Marlowe snorts. "No. Would you?" she exclaims in a rush.

"Yes, if I had to."

"Why would you have to? Nate ain't done nothing to you."

"Anything he does to you, he does to me," Lucas replies soberly.

Loyalty - that's what he said in the pool that time. Her legs rock and rock. "What if Roderick doesn't go for it?"

"That won't happen."

"But what if it did? Or your family or somebody? What would you do?"

Lucas shrugs. "Nothing. They wouldn't be my family anymore."

Marlowe flinches. She doesn't think she can follow that cold hard line. "Even Roderick? He's my brother, Lucas."

"He's my brother too."

She blinks, taken aback. "So what if . . ."

"That won't happen."

"What if it does?" she insists. "You would choose me over him?"

"Yes," Lucas replies quietly. "I love Roderick, but I need you."

Love is measured by need, not by blood, not by convention. Even though they are good and worthy, some bonds are not needful things. They must always be renewed and repaired while others strike hard and cannot be escaped. "I miss you," Marlowe says softly.

"Me too."

"Did you dream about me last night?"

Lucas' rocker thuds hard against the wall behind his head. "Yes."

"Was it a love situation?"

"The first time." It was pure lust after that.

"How many times were there?"

Lucas brushes his fingers over his mouth, sighing, wishing he could smell her. "Two. Three if you count this morning in the shower."

She laughs. The giggles come slow and coarse out of her belly.

"That's funny?"

"Yeah," Marlowe replies, snickering. "You got problems, boy."
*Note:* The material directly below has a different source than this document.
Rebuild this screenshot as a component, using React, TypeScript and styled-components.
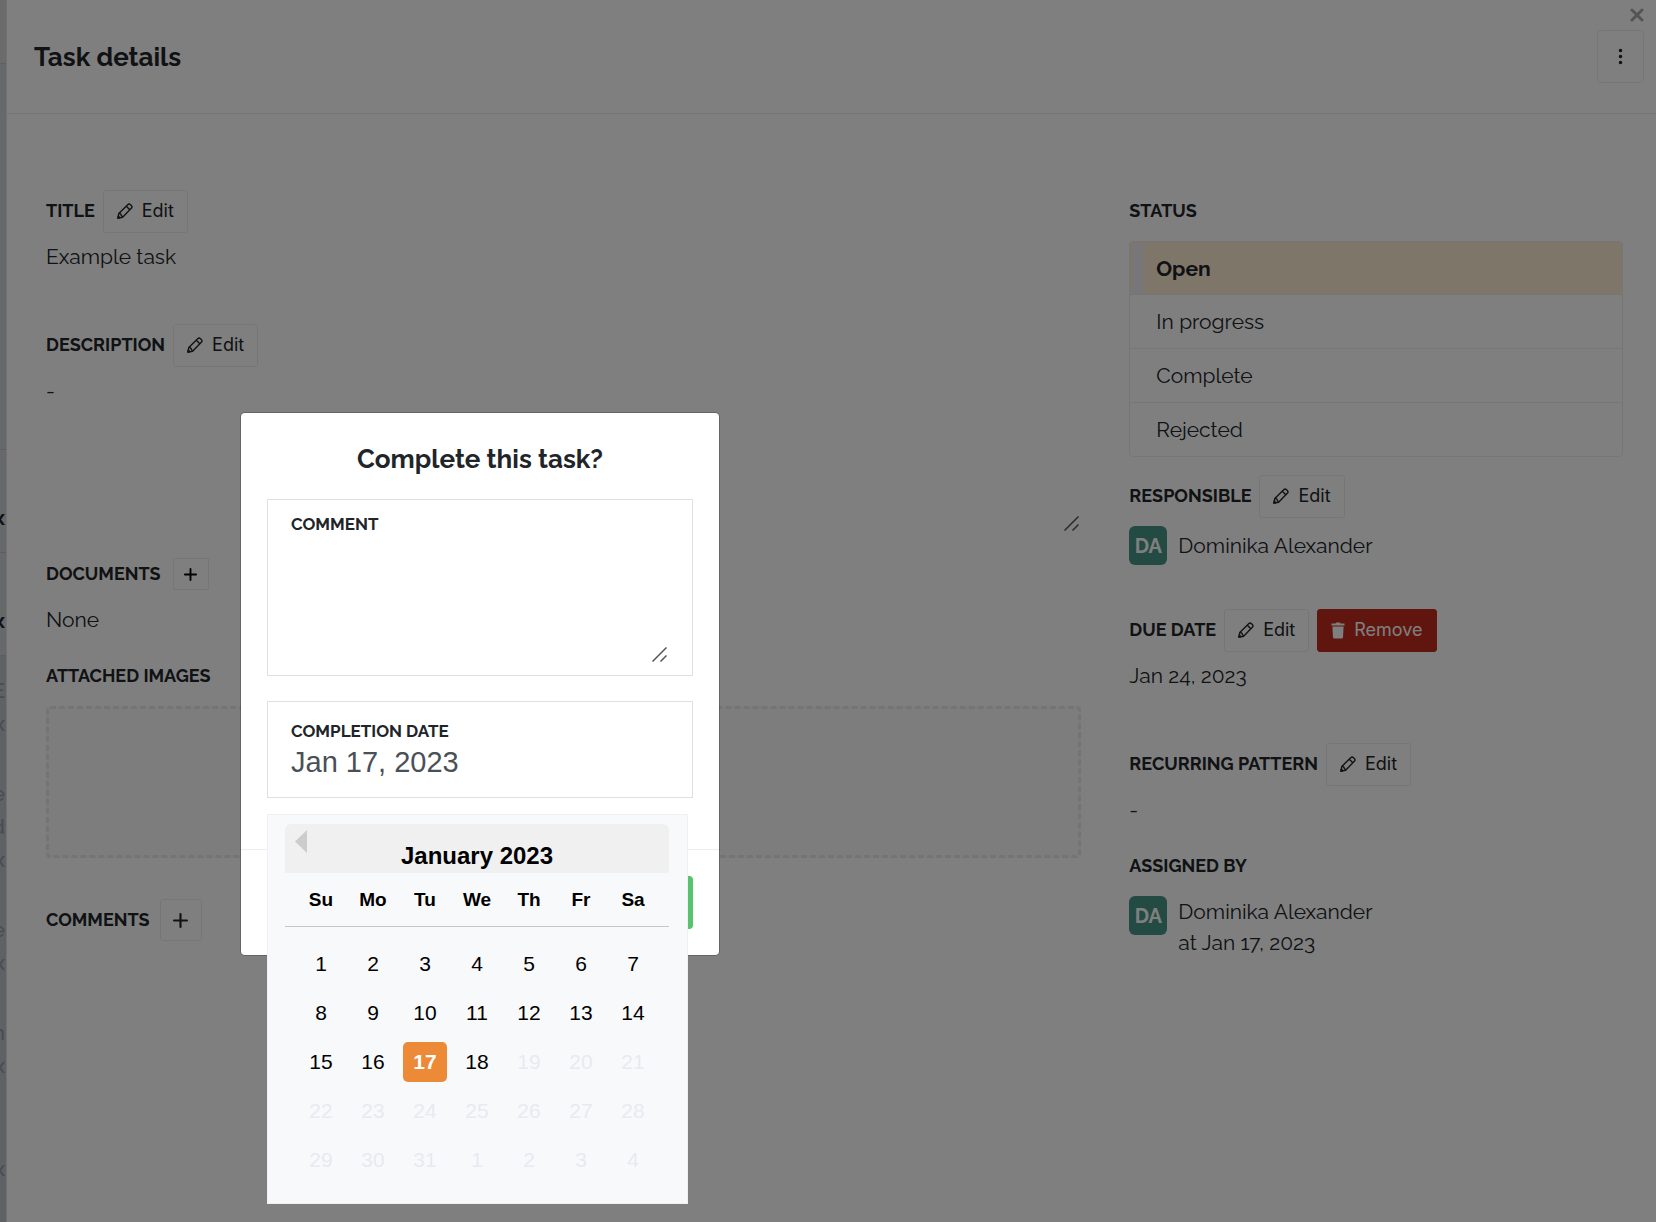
import React from 'react';
import styled, { createGlobalStyle } from 'styled-components';
import { BsThreeDotsVertical } from 'react-icons/bs';

const textFont = 'Raleway, Lato, sans-serif';
const uiFont = 'Inter, sans-serif';
const plainFont = '"Liberation Sans", Arial, sans-serif';
const ink = '#212529';
const line = '#ededed';

const GlobalStyle = createGlobalStyle`
  *, *::before, *::after { box-sizing: border-box; }
  body {
    margin: 0;
    background: #fff;
    color: ${ink};
    font-family: ${textFont};
    font-size: 21px;
    line-height: 31px;
  }
  h1, h2, h3, p, ul, dl, dd { margin: 0; padding: 0; }
  button, input, textarea { font: inherit; color: inherit; margin: 0; }
`;

const Page = styled.div`
  display: flex;
  min-height: 100vh;
  overflow: hidden;
`;

/* Sliver of the task list left uncovered by the drawer */
const ListEdge = styled.aside`
  display: flex;
  flex-direction: column;
  flex: 0 0 6px;
  width: 6px;
  overflow: hidden;
  background: #cfd0d3;
`;

const ListTop = styled.div`
  height: 64px;
  background: #d6d7d9;
  border-bottom: 1px solid #c2c3c6;
`;

const ListFill = styled.div`
  height: 386px;
  border-bottom: 1px solid #bcbdc0;
`;

const ListRow = styled.div<{ $lines: number; $selected?: boolean }>`
  display: flex;
  flex-direction: column;
  align-items: flex-end;
  justify-content: center;
  height: ${p => (p.$lines === 3 ? 136 : 103)}px;
  padding: ${p => (p.$lines === 1 ? 32 : 0)}px 1px 0 0;
  border-bottom: 1px solid ${p => (p.$selected ? '#bdc0c7' : '#bcbdc0')};
  background: ${p => (p.$selected ? '#bfc2c9' : 'transparent')};
  color: ${p => (p.$selected ? '#8c9aa8' : ink)};
  font-weight: ${p => (p.$selected ? 500 : 700)};
  line-height: 33px;
`;

const ListRest = styled.div`
  flex: 1;
  background: #bfc2c9;
`;

const Drawer = styled.main`
  flex: 1;
  min-width: 0;
  background: #fff;
  border-left: 1px solid #e2e2e2;
`;

const DrawerHeader = styled.header`
  display: flex;
  align-items: center;
  justify-content: space-between;
  height: 114px;
  padding: 0 12px 0 27px;
  border-bottom: 1px solid ${line};
`;

const DrawerTitle = styled.h1`
  font-size: 26px;
  line-height: 36px;
`;

const HeaderActions = styled.div`
  display: flex;
  flex-direction: column;
  align-items: flex-end;
  gap: 8px;
  align-self: flex-start;
  padding-top: 8px;
`;

const CloseButton = styled.button`
  display: flex;
  padding: 0;
  border: 0;
  background: none;
  color: #a9a9a9;
`;

const MenuButton = styled.button`
  display: flex;
  align-items: center;
  justify-content: center;
  width: 47px;
  height: 53px;
  padding: 0;
  border: 1px solid ${line};
  border-radius: 4px;
  background: none;
`;

const Columns = styled.div`
  display: grid;
  grid-template-columns: 2fr 1fr;
  padding: 76px 9px 0 15px;
`;

const Column = styled.div`
  min-width: 0;
  padding: 0 24px;
`;

const Field = styled.section<{ $space?: number }>`
  display: flex;
  flex-direction: column;
  gap: 9px;
  margin-bottom: ${p => p.$space ?? 20}px;
`;

const FieldHeader = styled.div<{ $gap?: number }>`
  display: flex;
  align-items: center;
  gap: ${p => p.$gap ?? 8}px;
  height: 42px;
`;

const FieldLabel = styled.h2`
  font-size: 18px;
  line-height: 24px;
  font-weight: 700;
  text-transform: uppercase;
  white-space: nowrap;
`;

const SmallButton = styled.button<{ $danger?: boolean }>`
  display: flex;
  align-items: center;
  gap: 9px;
  height: 43px;
  padding: 0 13px;
  border: 1px solid ${p => (p.$danger ? '#c22a1e' : line)};
  border-radius: 3px;
  background: ${p => (p.$danger ? '#c22a1e' : 'none')};
  color: ${p => (p.$danger ? '#fff' : ink)};
  font-family: ${uiFont};
  font-size: 18px;
  line-height: 24px;
`;

const AddButton = styled.button<{ $compact?: boolean }>`
  display: flex;
  align-items: center;
  justify-content: center;
  width: ${p => (p.$compact ? 36 : 42)}px;
  height: ${p => (p.$compact ? 32 : 42)}px;
  padding: 0;
  border: 1px solid ${line};
  border-radius: ${p => (p.$compact ? 0 : 3)}px;
  background: none;
  color: ${p => (p.$compact ? '#000' : ink)};
`;

const ResizeWrap = styled.div`
  position: relative;
  display: flex;
  flex: 1;
`;

const Grip = styled.svg`
  position: absolute;
  right: 2px;
  bottom: 2px;
  pointer-events: none;
`;

const DescriptionText = styled.textarea`
  flex: 1;
  height: 158px;
  padding: 0;
  border: 0;
  background: none;
  resize: none;
  outline: none;
`;

const DropZone = styled.div`
  height: 152px;
  border: 3px dashed #e9e9e9;
  border-radius: 4px;
  background: #fbfbfb;
`;

const StatusList = styled.ul`
  list-style: none;
  border: 1px solid ${line};
  border-radius: 4px;
  overflow: hidden;
`;

const StatusItem = styled.li<{ $active?: boolean }>`
  display: flex;
  height: ${p => (p.$active ? 52 : 54)}px;
  border-top: ${p => (p.$active ? '0' : `1px solid ${line}`)};
  padding-left: 2px;
  background: ${p => (p.$active ? '#feecd4' : 'none')};
  font-weight: ${p => (p.$active ? 700 : 400)};
`;

const StatusMark = styled.span<{ $active?: boolean }>`
  width: 11px;
  margin-top: 1px;
  background: ${p => (p.$active ? '#eeeff4' : 'none')};
`;

const StatusButton = styled.button`
  flex: 1;
  padding: 0 13px;
  border: 0;
  background: none;
  text-align: left;
`;

const Person = styled.div<{ $top?: boolean }>`
  display: flex;
  align-items: ${p => (p.$top ? 'flex-start' : 'center')};
  gap: 11px;
`;

const Avatar = styled.span`
  display: flex;
  align-items: center;
  justify-content: center;
  width: 38px;
  height: 39px;
  border-radius: 6px;
  background: #469686;
  color: #fff;
  font-size: 20px;
  line-height: 24px;
  font-weight: 700;
`;

const Overlay = styled.div`
  position: absolute;
  inset: 0;
  display: flex;
  align-items: flex-start;
  padding: 413px 0 0 241px;
  background: rgba(0, 0, 0, 0.5);
`;

const Dialog = styled.form`
  width: 478px;
  border-radius: 4px;
  background: #fff;
  box-shadow: 0 0 0 1px rgba(0, 0, 0, 0.2);
`;

const DialogBody = styled.div`
  padding: 26px 26px 51px;
`;

const DialogTitle = styled.h2`
  margin-bottom: 20px;
  font-size: 26px;
  line-height: 40px;
  text-align: center;
`;

const InputBox = styled.div<{ $tall?: boolean }>`
  position: relative;
  display: flex;
  flex-direction: column;
  gap: 2px;
  height: ${p => (p.$tall ? 177 : 97)}px;
  margin-bottom: ${p => (p.$tall ? 25 : 0)}px;
  padding: ${p => (p.$tall ? '14px 23px 11px' : '19px 23px 18px')};
  border: 1px solid #dee0e4;
`;

const InputLabel = styled.label`
  font-size: 17px;
  line-height: 20px;
  font-weight: 700;
  text-transform: uppercase;
`;

const CommentText = styled.textarea`
  flex: 1;
  padding: 0;
  border: 0;
  background: none;
  resize: none;
  outline: none;
`;

const DateInput = styled.input`
  width: 100%;
  height: 38px;
  padding: 0;
  border: 0;
  outline: none;
  background: none;
  color: #495057;
  font-family: ${plainFont};
  font-size: 29px;
  line-height: 38px;
`;

const DialogFooter = styled.footer`
  display: flex;
  justify-content: flex-end;
  padding: 26px;
  border-top: 1px solid ${line};
`;

const ConfirmButton = styled.button`
  width: 120px;
  height: 53px;
  border: 0;
  border-radius: 4px;
  background: #57c36e;
`;

const Calendar = styled.div`
  position: absolute;
  top: calc(100% + 17px);
  left: -1px;
  width: 421px;
  padding: 9px 18px 19px 17px;
  border: 1px solid #eff0f1;
  background: #f8f9fb;
  color: #000;
  font-family: ${plainFont};
`;

const MonthBar = styled.div`
  display: grid;
  grid-template-columns: 44px 1fr 44px;
  align-items: start;
  height: 49px;
  border-radius: 6px 6px 0 0;
  background: #f0f0f0;
`;

const PreviousButton = styled.button`
  display: flex;
  padding: 6px 10px;
  border: 0;
  background: none;
`;

const MonthName = styled.h3`
  padding-top: 17px;
  font-size: 24px;
  line-height: 30px;
  text-align: center;
`;

const MonthTable = styled.table`
  display: block;
  font-size: 21px;
  line-height: 24px;

  thead, tbody { display: block; }
  tbody { padding-top: 12px; }
`;

const Week = styled.tr<{ $head?: boolean }>`
  display: grid;
  grid-template-columns: repeat(7, 1fr);
  align-items: center;
  height: ${p => (p.$head ? 54 : 49)}px;
  padding: 0 10px;
  border-bottom: ${p => (p.$head ? '1px solid #c6c7c9' : '0')};
`;

const Weekday = styled.th`
  padding: 0;
  font-size: 19px;
  text-align: center;
`;

const DayCell = styled.td`
  display: flex;
  justify-content: center;
  padding: 0;
`;

const Day = styled.button<{ $selected?: boolean }>`
  width: 44px;
  height: 40px;
  padding: 0;
  border: 0;
  border-radius: 5px;
  background: ${p => (p.$selected ? '#ec8a37' : 'none')};
  color: ${p => (p.$selected ? '#fff' : '#000')};
  font-weight: ${p => (p.$selected ? 700 : 400)};
  &:disabled { color: #e8eaf0; }
`;

const PlusIcon = ({ size }: { size: number }) => (
  <svg width={size} height={size} viewBox="0 0 14 14" fill="none" stroke="currentColor" strokeWidth="2" strokeLinecap="round">
    <path d="M7 1v12M1 7h12" />
  </svg>
);

const PencilIcon = () => (
  <svg width="16" height="16" viewBox="0 0 16 16" fill="none" stroke="currentColor" strokeWidth="1.4" strokeLinejoin="round">
    <path d="M0.900 15.100l0.900-4.700L10.700 1.700a2 2 0 0 1 2.800 0l0.800 0.800a2 2 0 0 1 0 2.800L5.600 14.200z" />
    <path d="M9.300 3.200l3.500 3.500M1.800 10.400l1.900 0.500l0.500 1.300l1.400 2" />
    <path d="M0.900 15.100l0.400-2l1.600 1.600z" fill="currentColor" />
  </svg>
);

const TrashIcon = () => (
  <svg width="14" height="17" viewBox="0 0 14 17" fill="currentColor">
    <path d="M0.5 1.5h4L5.2 0.6h3.6l0.7 0.9h4v2.1h-13zM1.4 4.400h11.2l-0.6 10.800a1.4 1.4 0 0 1-1.400 1.300H3.400A1.400 1.400 0 0 1 2 15.200z" />
  </svg>
);

const CloseIcon = () => (
  <svg width="14" height="14" viewBox="0 0 14 14" fill="none" stroke="currentColor" strokeWidth="3" strokeLinecap="round">
    <path d="M2 2l10 10M12 2L2 12" />
  </svg>
);

const ResizeGrip = () => (
  <Grip width="15" height="15" viewBox="0 0 15 15" fill="none" stroke="#555" strokeWidth="1.500">
    <path d="M0.500 14.500l14-14M8.500 14.500l6-6" />
  </Grip>
);

const EditButton = () => (
  <SmallButton type="button"><PencilIcon />Edit</SmallButton>
);

const listRows = [
  { text: ['x'], selected: false },
  { text: ['x'], selected: false },
  { text: ['E', 'x'], selected: true },
  { text: ['e', 'd', 'x'], selected: true },
  { text: ['e', 'x'], selected: true },
  { text: ['n', 'x'], selected: true },
  { text: ['x'], selected: true },
];

const weekdays = ['Su', 'Mo', 'Tu', 'We', 'Th', 'Fr', 'Sa'];
const statuses = ['Open', 'In progress', 'Complete', 'Rejected'];
const weeks = Array.from({ length: 5 }, (_, w) => Array.from({ length: 7 }, (_, d) => w * 7 + d + 1));

export default function App() {
  return (
    <>
      <GlobalStyle />
      <Page>
        <ListEdge aria-hidden="true">
          <ListTop />
          <ListFill />
          {listRows.map((row, i) => (
            <ListRow key={i} $lines={row.text.length} $selected={row.selected}>
              {row.text.map((part, j) => <span key={j}>{part}</span>)}
            </ListRow>
          ))}
          <ListRest />
        </ListEdge>

        <Drawer>
          <DrawerHeader>
            <DrawerTitle>Task details</DrawerTitle>
            <HeaderActions>
              <CloseButton type="button" aria-label="Close"><CloseIcon /></CloseButton>
              <MenuButton type="button" aria-label="More actions"><BsThreeDotsVertical size={19} /></MenuButton>
            </HeaderActions>
          </DrawerHeader>

          <Columns>
            <Column>
              <Field $space={52}>
                <FieldHeader><FieldLabel>Title</FieldLabel><EditButton /></FieldHeader>
                <p>Example task</p>
              </Field>
              <Field>
                <FieldHeader><FieldLabel id="description">Description</FieldLabel><EditButton /></FieldHeader>
                <ResizeWrap>
                  <DescriptionText aria-labelledby="description" readOnly defaultValue="-" />
                  <ResizeGrip />
                </ResizeWrap>
              </Field>
              <Field>
                <FieldHeader $gap={12}>
                  <FieldLabel>Documents</FieldLabel>
                  <AddButton type="button" $compact aria-label="Add document"><PlusIcon size={13} /></AddButton>
                </FieldHeader>
                <p>None</p>
              </Field>
              <Field $space={41}>
                <FieldHeader><FieldLabel>Attached images</FieldLabel></FieldHeader>
                <DropZone />
              </Field>
              <Field>
                <FieldHeader $gap={10}>
                  <FieldLabel>Comments</FieldLabel>
                  <AddButton type="button" aria-label="Add comment"><PlusIcon size={15} /></AddButton>
                </FieldHeader>
              </Field>
            </Column>

            <Column>
              <Field $space={18}>
                <FieldHeader><FieldLabel>Status</FieldLabel></FieldHeader>
                <StatusList>
                  {statuses.map((status, i) => (
                    <StatusItem key={status} $active={i === 0}>
                      <StatusMark $active={i === 0} />
                      <StatusButton type="button">{status}</StatusButton>
                    </StatusItem>
                  ))}
                </StatusList>
              </Field>
              <Field $space={44}>
                <FieldHeader><FieldLabel>Responsible</FieldLabel><EditButton /></FieldHeader>
                <Person><Avatar>DA</Avatar><p>Dominika Alexander</p></Person>
              </Field>
              <Field $space={52}>
                <FieldHeader>
                  <FieldLabel>Due date</FieldLabel>
                  <EditButton />
                  <SmallButton type="button" $danger><TrashIcon />Remove</SmallButton>
                </FieldHeader>
                <p>Jan 24, 2023</p>
              </Field>
              <Field>
                <FieldHeader><FieldLabel>Recurring pattern</FieldLabel><EditButton /></FieldHeader>
                <p>-</p>
              </Field>
              <Field>
                <FieldHeader><FieldLabel>Assigned by</FieldLabel></FieldHeader>
                <Person $top>
                  <Avatar>DA</Avatar>
                  <p>Dominika Alexander<br />at Jan 17, 2023</p>
                </Person>
              </Field>
            </Column>
          </Columns>
        </Drawer>
      </Page>

      <Overlay>
        <Dialog role="dialog" aria-labelledby="dialog-title" onSubmit={e => e.preventDefault()}>
          <DialogBody>
            <DialogTitle id="dialog-title">Complete this task?</DialogTitle>
            <InputBox $tall>
              <InputLabel htmlFor="comment">Comment</InputLabel>
              <ResizeWrap>
                <CommentText id="comment" />
                <ResizeGrip />
              </ResizeWrap>
            </InputBox>
            <InputBox>
              <InputLabel htmlFor="completion-date">Completion date</InputLabel>
              <DateInput id="completion-date" type="text" defaultValue="Jan 17, 2023" />
              <Calendar>
                <MonthBar>
                  <PreviousButton type="button" aria-label="Previous month">
                    <svg width="12" height="23" viewBox="0 0 12 23" fill="#ccc"><path d="M12 0v23L0 11.500z" /></svg>
                  </PreviousButton>
                  <MonthName>January 2023</MonthName>
                </MonthBar>
                <MonthTable>
                  <thead>
                    <Week $head>{weekdays.map(day => <Weekday key={day} scope="col">{day}</Weekday>)}</Week>
                  </thead>
                  <tbody>
                    {weeks.map(week => (
                      <Week key={week[0]}>
                        {week.map(day => (
                          <DayCell key={day}>
                            <Day type="button" $selected={day === 17} disabled={day > 18}>
                              {day > 31 ? day - 31 : day}
                            </Day>
                          </DayCell>
                        ))}
                      </Week>
                    ))}
                  </tbody>
                </MonthTable>
              </Calendar>
            </InputBox>
          </DialogBody>
          <DialogFooter>
            <ConfirmButton type="submit" aria-label="Complete" />
          </DialogFooter>
        </Dialog>
      </Overlay>
    </>
  );
}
Lucas nods gravely. "I'm undersexed. It's not funny," he adds plaintively when she breaks into another fit of giggles. "You'll pay for that," he warns, chuckling.

Marlowe smiles through her laughter. She notices suddenly the change in him, the way he talks to her and laughs with her. Her heart swells; she feels that she is doing something right. "I'm good for you, Lucas Klein."

"You're the best thing that ever happened to me, Marlowe Ross."